04.07.2025.- On 10 November, the 30th Conference of the Parties to the United Nations Framework Convention on Climate Change (UNFCCC) will begin in Belém do Pará (Brazil). Expectations for this event are high. Not only among the community of climate change specialists, but also among civil society organisations, social movements, religious organisations and ecclesial institutions.
Four months before COP30, the bishops of the episcopal conferences and councils of Africa, Latin America and the Caribbean, and Asia have joined their voices to issue a Call for Climate Justice and the Common Home. The document is addressed to government leaders and their representatives, whom they urge to work for an ambitious implementation of the Paris Agreement for the benefit of people and the planet. The call is also addressed to the Church and the general public to live the ‘ecological conversion’ (Pope Francis) and address ‘the wounds caused by hatred, violence, prejudice, fear of difference and an economic paradigm that exploits the Earth’s resources and marginalises the poorest’. (Pope Leo XIV).

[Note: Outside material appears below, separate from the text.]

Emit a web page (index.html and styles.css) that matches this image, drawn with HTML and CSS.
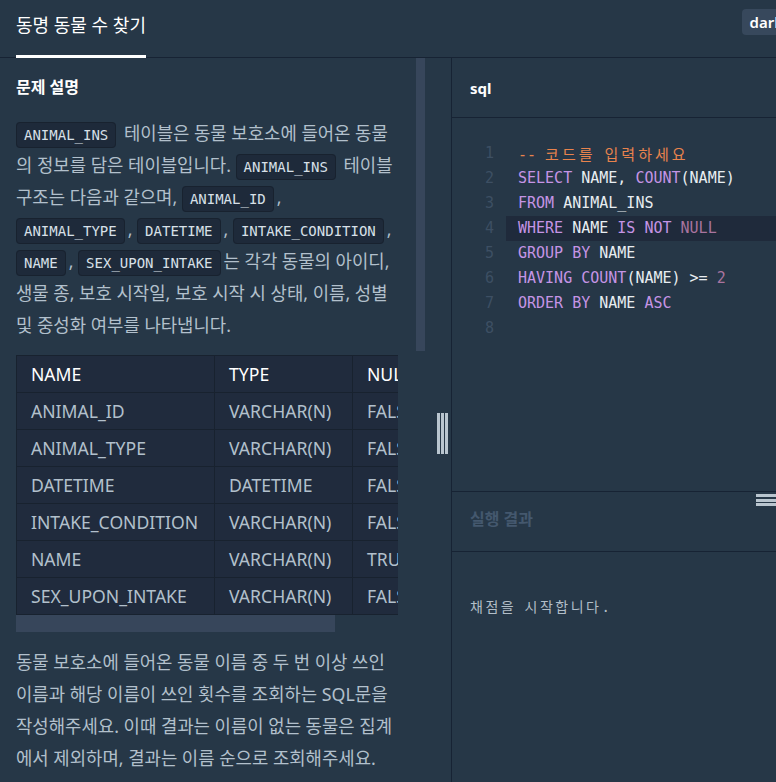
FILE: index.html
```html
<!DOCTYPE html>
<html lang="ko">
<head>
<meta charset="utf-8">
<title>동명 동물 수 찾기</title>
<link rel="stylesheet" href="styles.css">
</head>
<body>
<div class="app">
  <header class="topbar">
    <div class="tab">동명 동물 수 찾기</div>
    <button class="theme">dark</button>
  </header>
  <main class="workspace">
    <section class="problem">
      <div class="problem-scroll">
        <h2 class="section-title">문제 설명</h2>
        <p class="desc"><code class="tag">ANIMAL_INS</code> 테이블은 동물 보호소에 들어온 동물의 정보를 담은 테이블입니다. <code class="tag">ANIMAL_INS</code> 테이블 구조는 다음과 같으며, <code class="tag">ANIMAL_ID</code>, <code class="tag">ANIMAL_TYPE</code>, <code class="tag">DATETIME</code>, <code class="tag">INTAKE_CONDITION</code>, <code class="tag">NAME</code>, <code class="tag">SEX_UPON_INTAKE</code>는 각각 동물의 아이디, 생물 종, 보호 시작일, 보호 시작 시 상태, 이름, 성별 및 중성화 여부를 나타냅니다.</p>
        <div class="table-wrap">
          <table class="schema">
            <colgroup><col class="c1"><col class="c2"><col class="c3"></colgroup>
            <thead>
              <tr><th>NAME</th><th>TYPE</th><th>NULLABLE</th></tr>
            </thead>
            <tbody>
              <tr><td>ANIMAL_ID</td><td>VARCHAR(N)</td><td>FALSE</td></tr>
              <tr><td>ANIMAL_TYPE</td><td>VARCHAR(N)</td><td>FALSE</td></tr>
              <tr><td>DATETIME</td><td>DATETIME</td><td>FALSE</td></tr>
              <tr><td>INTAKE_CONDITION</td><td>VARCHAR(N)</td><td>FALSE</td></tr>
              <tr><td>NAME</td><td>VARCHAR(N)</td><td>TRUE</td></tr>
              <tr><td>SEX_UPON_INTAKE</td><td>VARCHAR(N)</td><td>FALSE</td></tr>
            </tbody>
          </table>
        </div>
        <div class="hscroll"><div class="hthumb"></div></div>
        <p class="desc desc-task">동물 보호소에 들어온 동물 이름 중 두 번 이상 쓰인 이름과 해당 이름이 쓰인 횟수를 조회하는 SQL문을 작성해주세요. 이때 결과는 이름이 없는 동물은 집계에서 제외하며, 결과는 이름 순으로 조회해주세요.</p>
      </div>
      <div class="vscroll"><div class="vthumb"></div></div>
    </section>
    <div class="gutter">
      <svg class="grip-v" width="11" height="41" viewBox="0 0 11 41"><rect x="0" y="0" width="3" height="41" fill="#b9c5cf"/><rect x="4" y="0" width="3" height="41" fill="#b9c5cf"/><rect x="8" y="0" width="3" height="41" fill="#b9c5cf"/></svg>
    </div>
    <section class="ide">
      <div class="ide-head">sql</div>
      <div class="editor">
        <div class="line"><span class="ln">1</span><span class="code"><span class="cm">-- <span class="ko">코드를</span> <span class="ko">입력하세요</span></span></span></div>
        <div class="line"><span class="ln">2</span><span class="code"><span class="kw">SELECT</span> NAME, <span class="kw">COUNT</span>(NAME)</span></div>
        <div class="line"><span class="ln">3</span><span class="code"><span class="kw">FROM</span> ANIMAL_INS</span></div>
        <div class="line active"><span class="ln">4</span><span class="code"><span class="kw">WHERE</span> NAME <span class="kw">IS NOT</span> <span class="nu">NULL</span></span></div>
        <div class="line"><span class="ln">5</span><span class="code"><span class="kw">GROUP BY</span> NAME</span></div>
        <div class="line"><span class="ln">6</span><span class="code"><span class="kw">HAVING COUNT</span>(NAME) &gt;= <span class="nu">2</span></span></div>
        <div class="line"><span class="ln">7</span><span class="code"><span class="kw">ORDER BY</span> NAME <span class="kw">ASC</span></span></div>
        <div class="line"><span class="ln">8</span><span class="code"></span></div>
      </div>
      <div class="result-head">
        <span class="result-title">실행 결과</span>
        <svg class="grip-h" width="20" height="12" viewBox="0 0 20 12"><rect x="0" y="0" width="20" height="3" fill="#b9c5cf"/><rect x="0" y="5" width="20" height="3" fill="#b9c5cf"/><rect x="0" y="9" width="20" height="3" fill="#b9c5cf"/></svg>
      </div>
      <div class="result-body"><span class="ko-out">채점을</span> <span class="ko-out">시작합니다</span>.</div>
    </section>
  </main>
</div>
</body>
</html>
```
FILE: styles.css
```css
html, body {
  margin: 0;
  padding: 0;
}
body {
  width: 776px;
  height: 782px;
  overflow: hidden;
  background: #263747;
  font-family: "Noto Sans", "Noto Sans CJK KR", sans-serif;
  color: #b2c0cc;
}
.app {
  width: 776px;
  height: 782px;
  display: flex;
  flex-direction: column;
}
.topbar {
  height: 57px;
  border-bottom: 1px solid #172334;
  display: flex;
  align-items: flex-start;
  padding-left: 16px;
  flex: none;
}
.tab {
  box-sizing: border-box;
  height: 58px;
  margin-bottom: -1px;
  padding-top: 14px;
  line-height: 22px;
  font-size: 18px;
  color: #ffffff;
  border-bottom: 3px solid #ffffff;
  white-space: nowrap;
}
.theme {
  margin-left: auto;
  margin-top: 9px;
  margin-right: -15px;
  height: 26px;
  padding: 0 8px;
  border: none;
  border-radius: 4px;
  background: #37485c;
  color: #ffffff;
  font-family: "Noto Sans", sans-serif;
  font-size: 15px;
  font-weight: 600;
}
.workspace {
  flex: 1;
  min-height: 0;
  display: grid;
  grid-template-columns: 426px 25px 1fr;
}
.problem {
  display: flex;
  overflow: hidden;
  min-width: 0;
}
.problem-scroll {
  flex: 1;
  min-width: 0;
  padding: 16px;
  overflow: hidden;
}
.section-title {
  margin: 0 0 17px;
  font-size: 16px;
  line-height: 26px;
  font-weight: 700;
  color: #ffffff;
}
.desc {
  margin: 0;
  font-size: 17.8px;
  line-height: 32px;
  color: #b2c0cc;
}
.tag {
  font-family: "DejaVu Sans Mono", monospace;
  font-size: 14px;
  line-height: 1;
  padding: 4px 7px;
  margin: 0 3px 0 0;
  border: 1px solid #18222f;
  border-radius: 4px;
  background: #1e2a3a;
  color: #d8e0e8;
}
.table-wrap {
  margin-top: 14px;
  width: 382px;
  overflow: hidden;
}
.schema {
  border-collapse: collapse;
  table-layout: fixed;
  width: 457px;
  font-family: "Noto Sans", sans-serif;
  font-size: 17.6px;
}
.schema .c1 { width: 198px; }
.schema .c2 { width: 138px; }
.schema .c3 { width: 121px; }
.schema th, .schema td {
  height: 36px;
  padding: 0 14px;
  border: 1px solid #18222f;
  background: #202b3d;
  text-align: left;
  white-space: nowrap;
  overflow: hidden;
  font-weight: 400;
}
.schema th {
  color: #ffffff;
}
.schema td {
  color: #b2c0cc;
}
.hscroll {
  width: 382px;
  height: 17px;
}
.hthumb {
  width: 319px;
  height: 17px;
  background: #37465b;
}
.desc-task {
  margin-top: 14px;
}
.vscroll {
  width: 10px;
  flex: none;
}
.vthumb {
  width: 9px;
  height: 293px;
  background: #37465b;
}
.gutter {
  padding-top: 355px;
  padding-left: 11px;
}
.grip-v {
  display: block;
}
.ide {
  border-left: 1px solid #172334;
  display: flex;
  flex-direction: column;
  min-width: 0;
}
.ide-head {
  flex: none;
  height: 59px;
  border-bottom: 1px solid #172334;
  padding-left: 18px;
  display: flex;
  align-items: center;
  font-size: 15px;
  font-weight: 700;
  color: #ffffff;
}
.editor {
  flex: none;
  box-sizing: border-box;
  height: 373px;
  padding-top: 23px;
  font-family: "DejaVu Sans Mono", "Noto Sans CJK KR", monospace;
  font-size: 15px;
  line-height: 25px;
  color: #e8edf1;
}
.line {
  display: flex;
  height: 25px;
}
.ln {
  flex: none;
  width: 54px;
  box-sizing: border-box;
  padding-right: 12px;
  text-align: right;
  color: #3d4f63;
}
.code {
  flex: 1;
  padding-left: 12px;
  white-space: pre;
}
.line.active .code {
  background: #1f2a3b;
}
.kw { color: #c594e5; }
.cm { color: #e8834d; }
.nu { color: #a9749f; }
.ko {
  font-family: "Noto Sans CJK KR", sans-serif;
  letter-spacing: 3px;
}
.result-head {
  flex: none;
  position: relative;
  height: 59px;
  border-top: 1px solid #172334;
  border-bottom: 1px solid #172334;
  padding-left: 18px;
}
.result-title {
  display: block;
  padding-top: 16px;
  line-height: 22px;
  font-size: 16px;
  font-weight: 700;
  color: #44586e;
}
.grip-h {
  position: absolute;
  top: 2px;
  right: 0;
}
.result-body {
  padding: 43px 18px;
  font-family: "DejaVu Sans Mono", "Noto Sans CJK KR", monospace;
  font-size: 14px;
  line-height: 22px;
  color: #b2bec8;
}
.ko-out {
  font-family: "Noto Sans CJK KR", sans-serif;
  letter-spacing: 2.5px;
}
```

Real transformations, not ‘false solutions’
The powerful appeal by the Churches of the Global South, published earlier this week, resonates as a prophetic voice in the climate debate. More than a mere statement, it is a crucial warning and an explicit denunciation of the ‘false solutions’ that, far from addressing the root causes of the climate crisis, threaten to perpetuate and deepen existing injustices. Genuine transformation, the bishops argue, cannot be built on the same foundations of inequality and exploitation.

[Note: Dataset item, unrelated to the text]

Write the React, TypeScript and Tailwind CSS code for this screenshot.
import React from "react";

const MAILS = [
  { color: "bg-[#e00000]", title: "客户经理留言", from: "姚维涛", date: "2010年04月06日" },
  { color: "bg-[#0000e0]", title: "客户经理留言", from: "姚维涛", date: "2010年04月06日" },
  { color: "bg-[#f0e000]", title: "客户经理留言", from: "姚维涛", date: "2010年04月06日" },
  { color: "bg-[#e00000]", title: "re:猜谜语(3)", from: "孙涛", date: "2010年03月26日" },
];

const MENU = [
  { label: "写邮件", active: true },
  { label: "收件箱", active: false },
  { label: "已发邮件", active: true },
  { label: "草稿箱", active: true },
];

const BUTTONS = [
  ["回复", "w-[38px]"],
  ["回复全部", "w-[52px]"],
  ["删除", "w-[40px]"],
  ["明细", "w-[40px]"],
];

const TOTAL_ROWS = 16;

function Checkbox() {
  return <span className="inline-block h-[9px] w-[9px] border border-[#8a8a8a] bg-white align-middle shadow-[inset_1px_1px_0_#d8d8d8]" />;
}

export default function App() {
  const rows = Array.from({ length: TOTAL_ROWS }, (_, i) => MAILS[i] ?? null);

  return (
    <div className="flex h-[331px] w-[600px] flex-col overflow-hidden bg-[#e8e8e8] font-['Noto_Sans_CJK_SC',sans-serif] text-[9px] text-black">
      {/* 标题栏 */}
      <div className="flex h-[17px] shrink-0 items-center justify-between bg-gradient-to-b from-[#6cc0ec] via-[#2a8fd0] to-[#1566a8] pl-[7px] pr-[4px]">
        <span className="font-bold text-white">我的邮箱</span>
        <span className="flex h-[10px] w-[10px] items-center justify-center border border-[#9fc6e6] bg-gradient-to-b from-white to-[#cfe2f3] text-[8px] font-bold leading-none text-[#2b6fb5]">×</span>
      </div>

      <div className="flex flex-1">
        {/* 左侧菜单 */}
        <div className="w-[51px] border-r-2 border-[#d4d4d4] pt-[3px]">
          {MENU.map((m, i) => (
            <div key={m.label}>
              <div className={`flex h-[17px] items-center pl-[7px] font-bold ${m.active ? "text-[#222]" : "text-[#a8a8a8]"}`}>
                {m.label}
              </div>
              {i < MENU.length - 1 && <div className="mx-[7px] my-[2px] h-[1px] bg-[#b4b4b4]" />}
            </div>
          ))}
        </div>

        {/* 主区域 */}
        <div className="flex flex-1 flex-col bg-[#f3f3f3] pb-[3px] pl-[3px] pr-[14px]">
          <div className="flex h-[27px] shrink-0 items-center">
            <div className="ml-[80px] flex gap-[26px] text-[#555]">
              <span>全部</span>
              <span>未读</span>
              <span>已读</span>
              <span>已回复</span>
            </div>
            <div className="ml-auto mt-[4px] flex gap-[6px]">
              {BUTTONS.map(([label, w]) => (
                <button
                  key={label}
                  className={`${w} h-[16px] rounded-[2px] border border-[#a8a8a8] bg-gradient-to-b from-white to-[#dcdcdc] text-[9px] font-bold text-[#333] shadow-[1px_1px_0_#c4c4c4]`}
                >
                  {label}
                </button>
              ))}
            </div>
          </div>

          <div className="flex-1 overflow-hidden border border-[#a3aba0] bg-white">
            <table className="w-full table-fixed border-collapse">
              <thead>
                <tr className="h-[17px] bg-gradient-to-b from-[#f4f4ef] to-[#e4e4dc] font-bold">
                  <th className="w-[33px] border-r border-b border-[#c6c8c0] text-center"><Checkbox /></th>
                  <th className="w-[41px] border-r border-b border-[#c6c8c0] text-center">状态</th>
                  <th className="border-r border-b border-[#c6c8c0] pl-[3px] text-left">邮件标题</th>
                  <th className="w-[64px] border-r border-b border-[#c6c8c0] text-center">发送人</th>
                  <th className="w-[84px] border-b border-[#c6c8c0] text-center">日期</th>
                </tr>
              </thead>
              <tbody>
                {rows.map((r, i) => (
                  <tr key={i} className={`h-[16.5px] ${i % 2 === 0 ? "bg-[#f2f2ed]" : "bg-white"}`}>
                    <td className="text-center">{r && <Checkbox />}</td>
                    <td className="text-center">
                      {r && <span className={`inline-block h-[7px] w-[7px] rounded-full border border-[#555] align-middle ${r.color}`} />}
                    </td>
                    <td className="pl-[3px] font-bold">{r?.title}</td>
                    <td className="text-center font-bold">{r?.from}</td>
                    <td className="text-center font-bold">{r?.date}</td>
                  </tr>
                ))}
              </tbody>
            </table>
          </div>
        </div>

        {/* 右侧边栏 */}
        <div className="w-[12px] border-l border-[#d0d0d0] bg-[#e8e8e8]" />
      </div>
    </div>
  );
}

The statement denounces the contradiction between ‘using profits from oil extraction to finance what is presented as an energy transition, without any effective commitment to overcoming it’ (p. 21). In this regard, they call for the decoupling of the ideas of ‘progress’ and “development” from the intensive use of fossil fuels and criticise the narrative of the ‘green economy’ which, since the 2000s, has been replacing the narrative of sustainable development.

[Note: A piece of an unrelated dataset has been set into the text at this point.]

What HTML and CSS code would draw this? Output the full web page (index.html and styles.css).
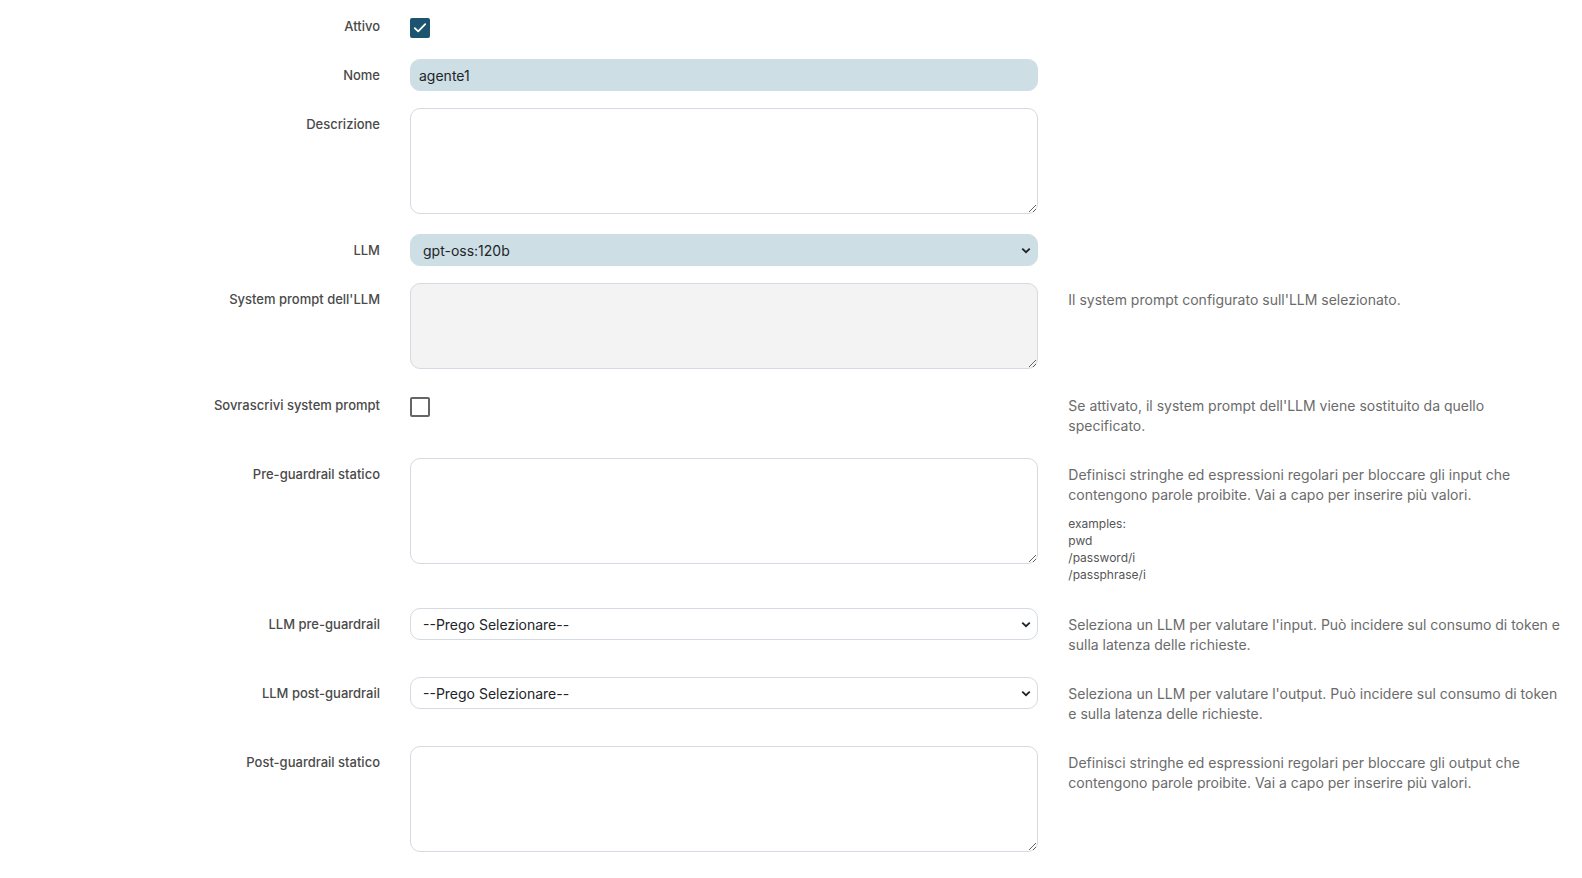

Behind this ‘green economy’, they denounce, ‘there is a technical-instrumental logic at the service of the ecological restructuring of capitalism’ (p.27). The protection of ecosystems and care for the environment are addressed as exclusively economic problems. Hence the initiatives to put a price on the ‘environmental services’ produced by natural goods and to create ‘carbon credits’ so that polluters can pay to offset their emissions. These attempts to ‘financialise nature’, argues the appeal, leave intact the model of consumer society and purposeless growth that ultimately fuels the climate crisis.
The ‘false solutions’ identified in the document also point to mining extractivism and energy monoculture. Various reports have predicted an exponential increase in demand for minerals critical to the energy transition, such as lithium, cobalt, nickel and so-called rare earths. These minerals are necessary for the manufacture of low-emission technologies, such as batteries and electric cars, but the race to obtain them risks ‘devastating territories and sacrificing communities, especially in the Global South’ (p.23). Furthermore, renewable energy megaprojects are often imposed without consultation with local populations, favouring the concentration of power and the destruction of ecosystems.
For these reasons, the appeal calls for a structural transformation of the economic model. It supports the deployment and implementation of ethical, decentralised and appropriate technologies to promote sustainable development with the participation of local communities; it stresses the need to respect human rights, especially those of women, and to promote lifestyles based on the ‘happy sobriety’ referred to by Pope Francis in Laudato Si’ (LS, 223). In short, a series of measures are identified to abandon an ‘economy that kills’ and work to build an ‘economy for the common good’.